Find hundreds of pictures of Victorian houses, both interior and exterior in this Victorian house photo gallery.
The term Victorian in relation to domestic architecture is an adjective given to a movement of style covering a wide range of highly decorative domestic building types which range from as early as the 1840s to approximately 1900. Victorian house pictures highlight the exquisitely detailed, exceptionally beautiful designs for a great variety of fascinating city dwellings, spacious suburban and country homes and charming cottages.
During the 19th century there were many distinctive styles of actual Victorian homes, ranging from seaside cottages to Italianate villas, Queen Anne cottages to romantic stone castles, brownstones, octagon houses, and mansard-roofed mansions. The features of Victorian house architecture were more
eclectic and diverse in nature as opposed to owning rigid and exclusive characteristics. The period of time between the end of the Civil War and the turn-of-the-century was marked by a curious combination of post-war depression and the opulence of the Gilded Age.
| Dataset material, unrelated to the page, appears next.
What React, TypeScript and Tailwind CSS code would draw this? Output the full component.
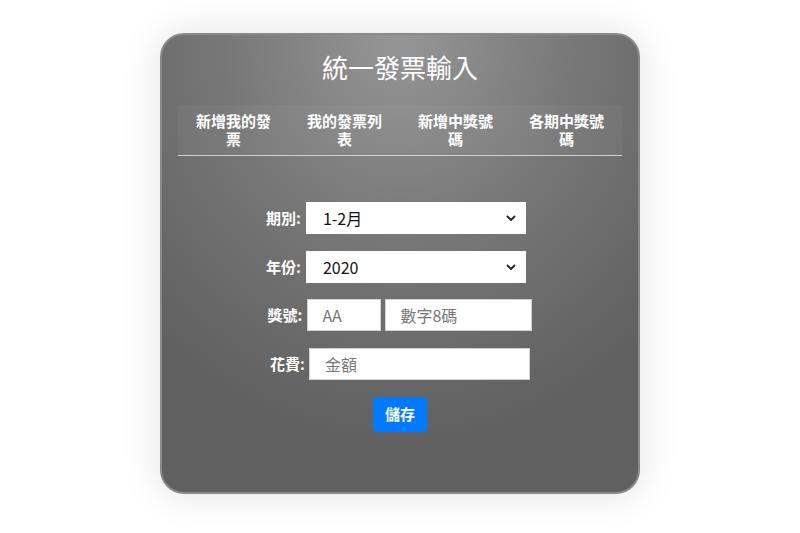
import React from "react";

const tabs = ["新增我的發票", "我的發票列表", "新增中獎號碼", "各期中獎號碼"];

function Chevron() {
  return (
    <svg width="12" height="12" viewBox="0 0 12 12" className="absolute right-[9px] top-1/2 -translate-y-1/2">
      <path d="M2.5 4.5 L6 8 L9.5 4.5" fill="none" stroke="#222" strokeWidth="1.8" strokeLinecap="round" strokeLinejoin="round" />
    </svg>
  );
}

function Select({ value }: { value: string }) {
  return (
    <div className="relative w-[220px] h-[32px] bg-white flex items-center pl-[17px] text-[16px] text-[#111]">
      {value}
      <Chevron />
    </div>
  );
}

function Field({ label, children }: { label: string; children: React.ReactNode }) {
  return (
    <div className="flex items-center justify-center gap-[5px] pr-[8px]">
      <span className="text-[15px] font-bold text-white">{label}</span>
      {children}
    </div>
  );
}

export default function App() {
  return (
    <div
      className="w-[800px] h-[533px] bg-white flex justify-center pt-[33px]"
      style={{ fontFamily: '"Noto Sans CJK TC", "Noto Sans", sans-serif' }}
    >
      <div className="w-[480px] h-[461px] rounded-[24px] border-2 border-[#8a8a8a] shadow-[0_0_40px_rgba(0,0,0,0.12)] bg-[radial-gradient(ellipse_75%_90%_at_50%_0%,#969696_0%,#777777_50%,#606060_100%)] px-4 pt-[12px]">
        <h1 className="text-center text-[26px] leading-[40px] text-white">統一發票輸入</h1>

        <div className="mt-[18px] grid grid-cols-4 bg-white/[0.04] border-b border-[#cfcfcf]">
          {tabs.map((t) => (
            <div key={t} className="px-[17px] py-[7px] text-center text-[15px] leading-[18px] font-bold text-white">
              {t}
            </div>
          ))}
        </div>

        <div className="mt-[46px] flex flex-col items-center gap-[17px]">
          <Field label="期別:">
            <Select value="1-2月" />
          </Field>
          <Field label="年份:">
            <Select value="2020" />
          </Field>
          <div className="flex items-center justify-center gap-[4px] -mt-[1px]">
            <span className="text-[15px] font-bold text-white mr-[1px]">獎號:</span>
            <div className="w-[74px] h-[32px] bg-white border border-[#d0d0d0] flex items-center pl-[14px] text-[16px] text-[#777]">
              AA
            </div>
            <div className="w-[147px] h-[32px] bg-white border border-[#d0d0d0] flex items-center pl-[14px] text-[16px] text-[#777]">
              數字8碼
            </div>
          </div>
          <div className="flex items-center justify-center gap-[4px]">
            <span className="text-[15px] font-bold text-white">花費:</span>
            <div className="w-[221px] h-[32px] bg-white border border-[#d0d0d0] flex items-center pl-[15px] text-[16px] text-[#777]">
              金額
            </div>
          </div>
          <button className="h-[35px] px-[12px] rounded-[4px] bg-[#007bff] text-white text-[15px] font-bold">
            儲存
          </button>
        </div>
      </div>
    </div>
  );
}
There is no single set of features which specifically define the Victorian house. Pictures of Victorian houses illustrate the endless combinations of structural characteristics and the wide scope of Victorian architecture in American residences. Labels such as Queen Anne, Italianate or Eastlake are terms which refer to the use of certain decorative elements but they do not indicate specific architectural features which must be always present to designate a house as being a certain Victorian style. Architects more or less combined a variety of miscellaneous designs to satisfy the client’s taste.
Victorian houses in America generally exhibited irregular floor plans, turrets, towers, gables, multicolored slate roof tiles, and mansard roofs. Victorian houses are often a spectacular display of
porches, overhangs, bay windows, balconies, turrets, stained glass and picturesque dormers. Victorian house pictures can illustrate the structural characteristics and scope of Victorian architecture in American residences.
Victorian style houses never presented a clear-cut single pattern like the Colonial Cape Cod or the Greek Revival. Instead it was an animated mix of several styles blended into something distinctively American. Victorian style houses included the American Gothic with peaked gables, turrets and an abundance of carving; the French Renaissance with mansard roofs and colored stonework; and the English Tudor, with its casement windows and half-timbered walls covered with stucco or shingles.
The Philadelphia Centennial in 1876 popularized a revival of the architecture of the 17th and 18th century Europe, but not in the form of the salt box or Cape Cod cottage. Instead there were houses designed in an English picturesque transition style life the popular Italian villa or mansard styles. It was half Gothic and half classic, appearing without a plan as manor houses grew, addition by addition, in a picturesque disarray.
The earliest Victorian style of houses was the Gothic Revival (1840-1865). It particularly flourished in the North from the 1850s to the 1880s due to profits from the expansion of the railroads in the West and new factories in the North. This economic boom provided the wealth to build them. But while the money was American, the designs were foreign adaptations. Americans touring Europe came home anxious to reproduce the picturesque medieval castles and cathedrals or charming English and German cottages. Piazzas, bays, stained glass windows, mansard roofs, and porte-cocheres became the rage. Medieval motifs such as Gothic crosses and trefoils were often cut into the structure’s woodwork. Undoubtedly many thought the Victorian houses were unsightly with their steeply pitched roofs and pointed-arch windows; but at their worst they were spacious and at their best they provided a gracious way of living.